[Records with interface code]
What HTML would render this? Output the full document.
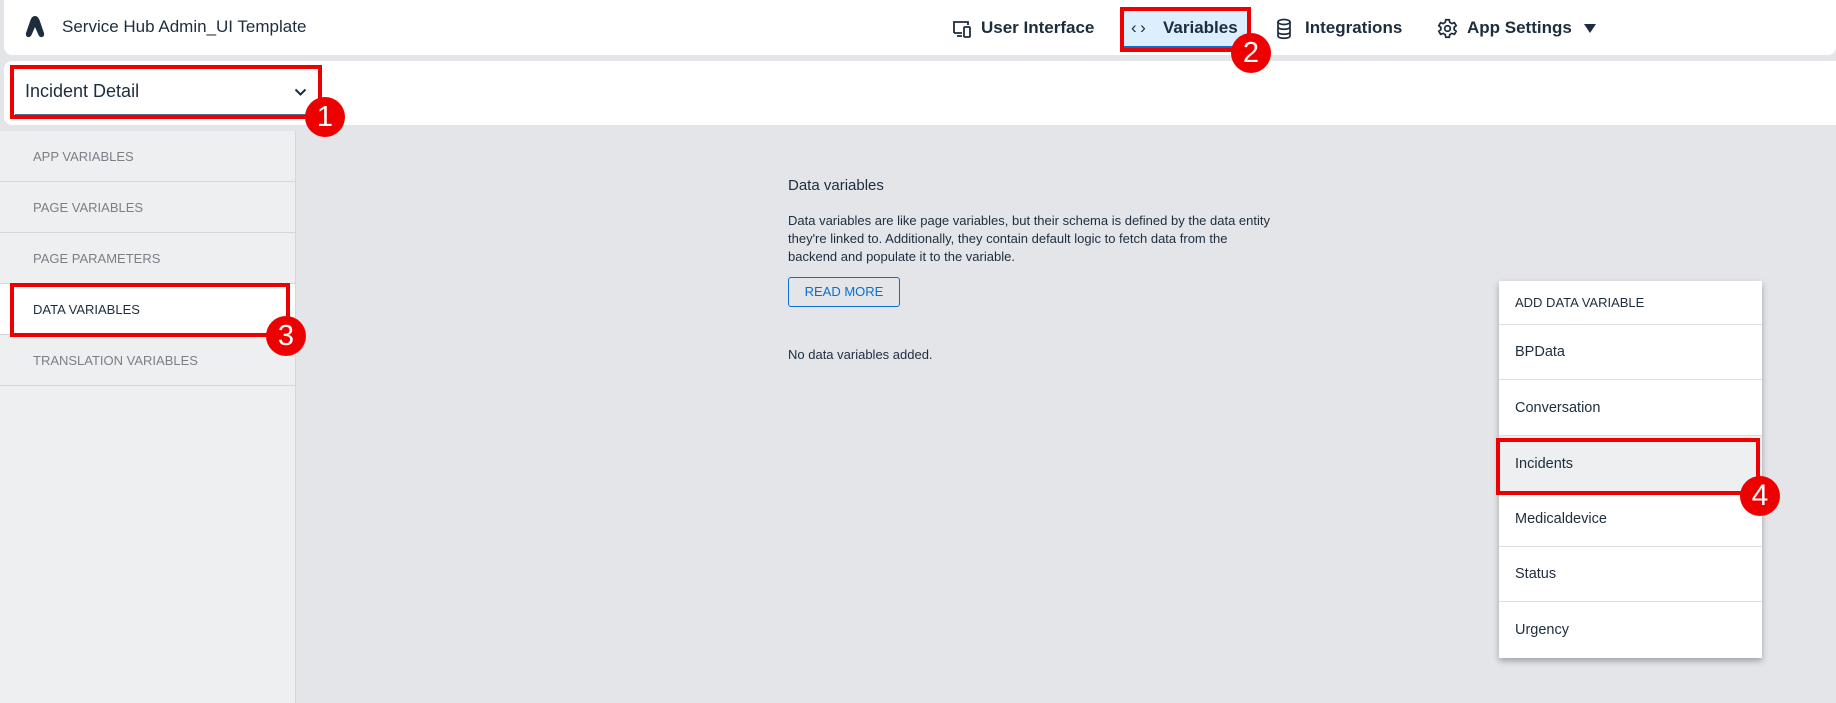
<!DOCTYPE html>
<html><head><meta charset="utf-8"><style>
*{box-sizing:border-box;margin:0;padding:0}
body{width:1836px;height:703px;background:#e4e5e9;font-family:"Liberation Sans",sans-serif;position:relative;overflow:hidden;color:#1d2d3e}
.abs{position:absolute}
.hdr{left:4px;top:0;width:1832px;height:55px;background:#fff;border-radius:0 0 8px 8px}
.bar{left:4px;top:61px;width:1832px;height:64px;background:#fff;border-radius:8px 0 0 8px}
.nav{top:18px;font-size:17px;font-weight:bold;color:#1d2d3e}
.red{border:4px solid #e00;position:absolute;z-index:5}
.badge{position:absolute;z-index:6;width:40px;height:40px;border-radius:50%;background:#e00;color:#fff;font-size:29px;text-align:center;line-height:40px;font-family:"Liberation Sans",sans-serif}
.side{left:0;top:131px;width:296px;height:572px;background:#eeeff1;border-right:1px solid #d6d7da}
.si{height:51px;border-bottom:1px solid #d6d7da;padding-left:33px;line-height:51px;font-size:13px;color:#7b7f86}
.menu{left:1499px;top:281px;width:263px;height:377px;background:#fff;box-shadow:0 3px 6px rgba(0,0,0,.3)}
.mi{border-bottom:1px solid #dcdde0;padding-left:16px;font-size:14.5px;color:#1d2d3e;display:flex;align-items:center}
</style></head><body>
<div class="abs hdr"></div>
<svg class="abs" style="left:24px;top:16px" width="22" height="22" viewBox="0 0 19 22"><path d="M9.5 0 C7 0 6 2 5 4 L0.5 17 C-0.5 21 4 23 6 19 L9.5 11 L13 19 C15 23 19.5 21 18.5 17 L14 4 C13 2 12 0 9.5 0Z" fill="#1d2d3e"/></svg>
<div class="abs" style="left:62px;top:17px;font-size:17px;color:#1d2d3e">Service Hub Admin_UI Template</div>

<svg class="abs" style="left:951px;top:19px" width="22" height="20" viewBox="0 0 20 20" fill="none" stroke="#1d2d3e" stroke-width="1.8"><path d="M2 14V3h14v3M2 14h8M5 17h5"/><rect x="12" y="8" width="6" height="10" rx="1"/></svg>
<div class="abs nav" style="left:981px">User Interface</div>
<div class="abs" style="left:1124px;top:10px;width:124px;height:39px;background:#dcefff;border-bottom:3px solid #0a6ed1"></div>
<div class="abs nav" style="left:1131px;font-weight:normal">&lsaquo;&thinsp;&rsaquo;</div>
<div class="abs nav" style="left:1163px">Variables</div>
<div class="red" style="left:1120px;top:7px;width:131px;height:45px"></div>
<div class="badge" style="left:1231px;top:33px">2</div>
<svg class="abs" style="left:1276px;top:18px" width="16" height="22" viewBox="0 0 16 22" fill="none" stroke="#1d2d3e" stroke-width="1.7"><ellipse cx="8" cy="4" rx="6" ry="2.5"/><path d="M2 4v14c0 3 12 3 12 0V4M2 9c0 3 12 3 12 0M2 14c0 3 12 3 12 0"/></svg>
<div class="abs nav" style="left:1305px">Integrations</div>
<svg class="abs" style="left:1437px;top:18px" width="21" height="21" viewBox="0 0 24 24" fill="none" stroke="#1d2d3e" stroke-width="2"><circle cx="12" cy="12" r="3.2"/><path d="M10 2h4l.6 3 2.4 1.4 2.9-1 2 3.4-2.3 2v2.4l2.3 2-2 3.4-2.9-1L14.6 19l-.6 3h-4l-.6-3L7 17.6l-2.9 1-2-3.4 2.3-2v-2.4l-2.3-2 2-3.4 2.9 1L9.4 5z"/></svg>
<div class="abs nav" style="left:1467px">App Settings</div>
<div class="abs" style="left:1584px;top:24px;width:0;height:0;border-left:6px solid transparent;border-right:6px solid transparent;border-top:9px solid #1d2d3e"></div>

<div class="abs bar"></div>
<div class="abs" style="left:15px;top:70px;width:302px;height:46px;border-bottom:2px solid #556b82"></div>
<div class="abs" style="left:25px;top:81px;font-size:18px;color:#1d2d3e">Incident Detail</div>
<svg class="abs" style="left:294px;top:88px" width="13" height="9" viewBox="0 0 13 9"><path d="M1.5 1.5l5 5 5-5" fill="none" stroke="#1d2d3e" stroke-width="2"/></svg>
<div class="red" style="left:10px;top:65px;width:312px;height:54px"></div>
<div class="badge" style="left:305px;top:97px">1</div>

<div class="abs side">
<div class="si">APP VARIABLES</div>
<div class="si">PAGE VARIABLES</div>
<div class="si">PAGE PARAMETERS</div>
<div class="si" style="background:#fff;color:#1d2d3e">DATA VARIABLES</div>
<div class="si">TRANSLATION VARIABLES</div>
</div>
<div class="red" style="left:10px;top:283px;width:280px;height:54px"></div>
<div class="badge" style="left:266px;top:316px">3</div>

<div class="abs" style="left:788px;top:177px;font-size:15px">Data variables</div>
<div class="abs" style="left:788px;top:212px;width:490px;font-size:13px;line-height:18px">Data variables are like page variables, but their schema is defined by the data entity they're linked to. Additionally, they contain default logic to fetch data from the backend and populate it to the variable.</div>
<div class="abs" style="left:788px;top:277px;width:112px;height:30px;border:1px solid #0a6ed1;border-radius:3px;color:#0a6ed1;font-size:13px;text-align:center;line-height:28px">READ MORE</div>
<div class="abs" style="left:788px;top:347px;font-size:13px">No data variables added.</div>

<div class="abs menu">
<div class="mi" style="height:44px;font-size:13px">ADD DATA VARIABLE</div>
<div class="mi" style="height:55px">BPData</div>
<div class="mi" style="height:56px">Conversation</div>
<div class="mi" style="height:56px;background:#eeeff1">Incidents</div>
<div class="mi" style="height:55px">Medicaldevice</div>
<div class="mi" style="height:55px">Status</div>
<div class="mi" style="height:56px;border-bottom:none">Urgency</div>
</div>
<div class="red" style="left:1496px;top:438px;width:264px;height:57px"></div>
<div class="badge" style="left:1740px;top:476px;width:40px;height:40px;line-height:40px;font-size:30px">4</div>
</body></html>
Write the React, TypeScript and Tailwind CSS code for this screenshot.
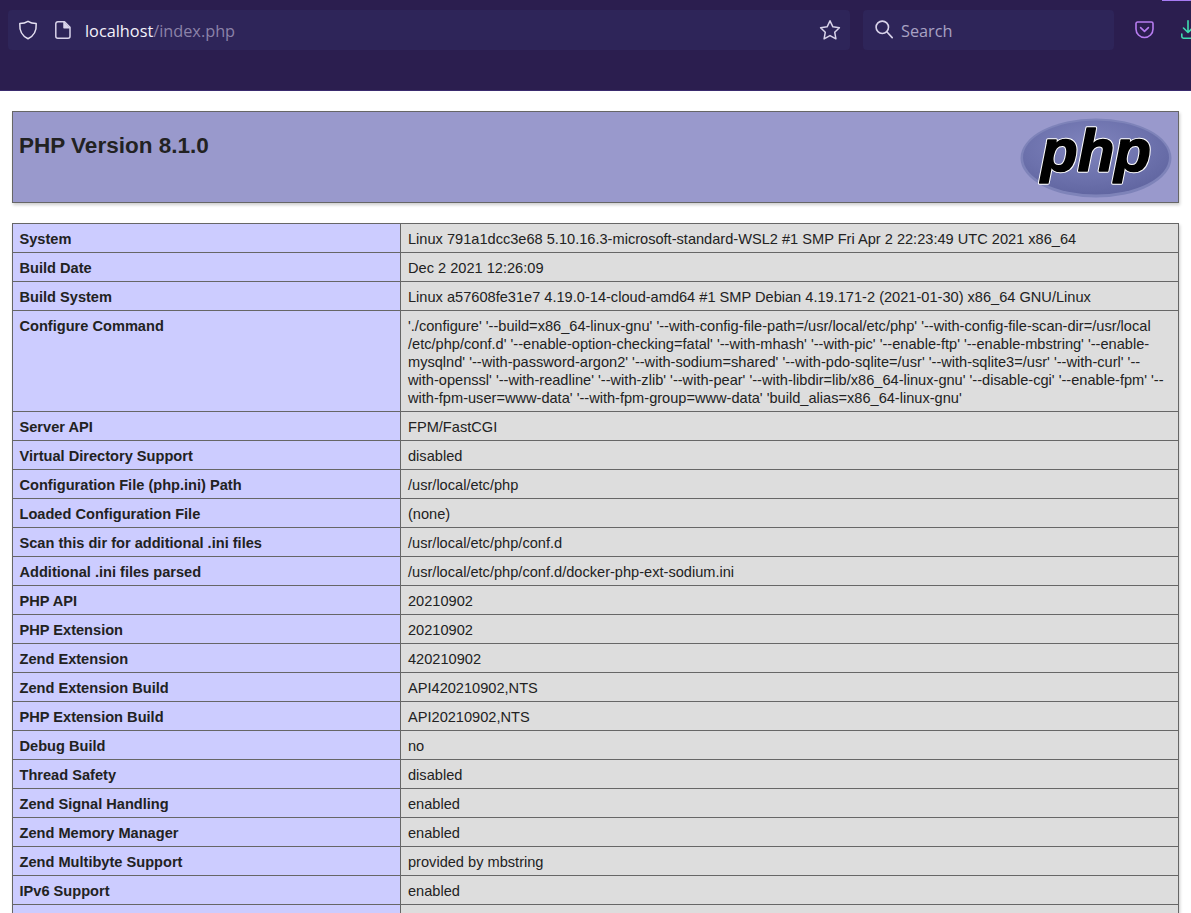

## Work to complete
Can the entries above be repeated exactly, without their pictures?

## Reply to the task
What HTML would render this? Output the full document.
<!DOCTYPE html>
<html><head><meta charset="utf-8"><style>
*{box-sizing:border-box;margin:0;padding:0}
body{width:1836px;height:703px;background:#e4e5e9;font-family:"Liberation Sans",sans-serif;position:relative;overflow:hidden;color:#1d2d3e}
.abs{position:absolute}
.hdr{left:4px;top:0;width:1832px;height:55px;background:#fff;border-radius:0 0 8px 8px}
.bar{left:4px;top:61px;width:1832px;height:64px;background:#fff;border-radius:8px 0 0 8px}
.nav{top:18px;font-size:17px;font-weight:bold;color:#1d2d3e}
.red{border:4px solid #e00;position:absolute;z-index:5}
.badge{position:absolute;z-index:6;width:40px;height:40px;border-radius:50%;background:#e00;color:#fff;font-size:29px;text-align:center;line-height:40px;font-family:"Liberation Sans",sans-serif}
.side{left:0;top:131px;width:296px;height:572px;background:#eeeff1;border-right:1px solid #d6d7da}
.si{height:51px;border-bottom:1px solid #d6d7da;padding-left:33px;line-height:51px;font-size:13px;color:#7b7f86}
.menu{left:1499px;top:281px;width:263px;height:377px;background:#fff;box-shadow:0 3px 6px rgba(0,0,0,.3)}
.mi{border-bottom:1px solid #dcdde0;padding-left:16px;font-size:14.5px;color:#1d2d3e;display:flex;align-items:center}
</style></head><body>
<div class="abs hdr"></div>
<svg class="abs" style="left:24px;top:16px" width="22" height="22" viewBox="0 0 19 22"><path d="M9.5 0 C7 0 6 2 5 4 L0.5 17 C-0.5 21 4 23 6 19 L9.5 11 L13 19 C15 23 19.5 21 18.5 17 L14 4 C13 2 12 0 9.5 0Z" fill="#1d2d3e"/></svg>
<div class="abs" style="left:62px;top:17px;font-size:17px;color:#1d2d3e">Service Hub Admin_UI Template</div>

<svg class="abs" style="left:951px;top:19px" width="22" height="20" viewBox="0 0 20 20" fill="none" stroke="#1d2d3e" stroke-width="1.8"><path d="M2 14V3h14v3M2 14h8M5 17h5"/><rect x="12" y="8" width="6" height="10" rx="1"/></svg>
<div class="abs nav" style="left:981px">User Interface</div>
<div class="abs" style="left:1124px;top:10px;width:124px;height:39px;background:#dcefff;border-bottom:3px solid #0a6ed1"></div>
<div class="abs nav" style="left:1131px;font-weight:normal">&lsaquo;&thinsp;&rsaquo;</div>
<div class="abs nav" style="left:1163px">Variables</div>
<div class="red" style="left:1120px;top:7px;width:131px;height:45px"></div>
<div class="badge" style="left:1231px;top:33px">2</div>
<svg class="abs" style="left:1276px;top:18px" width="16" height="22" viewBox="0 0 16 22" fill="none" stroke="#1d2d3e" stroke-width="1.7"><ellipse cx="8" cy="4" rx="6" ry="2.5"/><path d="M2 4v14c0 3 12 3 12 0V4M2 9c0 3 12 3 12 0M2 14c0 3 12 3 12 0"/></svg>
<div class="abs nav" style="left:1305px">Integrations</div>
<svg class="abs" style="left:1437px;top:18px" width="21" height="21" viewBox="0 0 24 24" fill="none" stroke="#1d2d3e" stroke-width="2"><circle cx="12" cy="12" r="3.2"/><path d="M10 2h4l.6 3 2.4 1.4 2.9-1 2 3.4-2.3 2v2.4l2.3 2-2 3.4-2.9-1L14.6 19l-.6 3h-4l-.6-3L7 17.6l-2.9 1-2-3.4 2.3-2v-2.4l-2.3-2 2-3.4 2.9 1L9.4 5z"/></svg>
<div class="abs nav" style="left:1467px">App Settings</div>
<div class="abs" style="left:1584px;top:24px;width:0;height:0;border-left:6px solid transparent;border-right:6px solid transparent;border-top:9px solid #1d2d3e"></div>

<div class="abs bar"></div>
<div class="abs" style="left:15px;top:70px;width:302px;height:46px;border-bottom:2px solid #556b82"></div>
<div class="abs" style="left:25px;top:81px;font-size:18px;color:#1d2d3e">Incident Detail</div>
<svg class="abs" style="left:294px;top:88px" width="13" height="9" viewBox="0 0 13 9"><path d="M1.5 1.5l5 5 5-5" fill="none" stroke="#1d2d3e" stroke-width="2"/></svg>
<div class="red" style="left:10px;top:65px;width:312px;height:54px"></div>
<div class="badge" style="left:305px;top:97px">1</div>

<div class="abs side">
<div class="si">APP VARIABLES</div>
<div class="si">PAGE VARIABLES</div>
<div class="si">PAGE PARAMETERS</div>
<div class="si" style="background:#fff;color:#1d2d3e">DATA VARIABLES</div>
<div class="si">TRANSLATION VARIABLES</div>
</div>
<div class="red" style="left:10px;top:283px;width:280px;height:54px"></div>
<div class="badge" style="left:266px;top:316px">3</div>

<div class="abs" style="left:788px;top:177px;font-size:15px">Data variables</div>
<div class="abs" style="left:788px;top:212px;width:490px;font-size:13px;line-height:18px">Data variables are like page variables, but their schema is defined by the data entity they're linked to. Additionally, they contain default logic to fetch data from the backend and populate it to the variable.</div>
<div class="abs" style="left:788px;top:277px;width:112px;height:30px;border:1px solid #0a6ed1;border-radius:3px;color:#0a6ed1;font-size:13px;text-align:center;line-height:28px">READ MORE</div>
<div class="abs" style="left:788px;top:347px;font-size:13px">No data variables added.</div>

<div class="abs menu">
<div class="mi" style="height:44px;font-size:13px">ADD DATA VARIABLE</div>
<div class="mi" style="height:55px">BPData</div>
<div class="mi" style="height:56px">Conversation</div>
<div class="mi" style="height:56px;background:#eeeff1">Incidents</div>
<div class="mi" style="height:55px">Medicaldevice</div>
<div class="mi" style="height:55px">Status</div>
<div class="mi" style="height:56px;border-bottom:none">Urgency</div>
</div>
<div class="red" style="left:1496px;top:438px;width:264px;height:57px"></div>
<div class="badge" style="left:1740px;top:476px;width:40px;height:40px;line-height:40px;font-size:30px">4</div>
</body></html>
Write the React, TypeScript and Tailwind CSS code for this screenshot.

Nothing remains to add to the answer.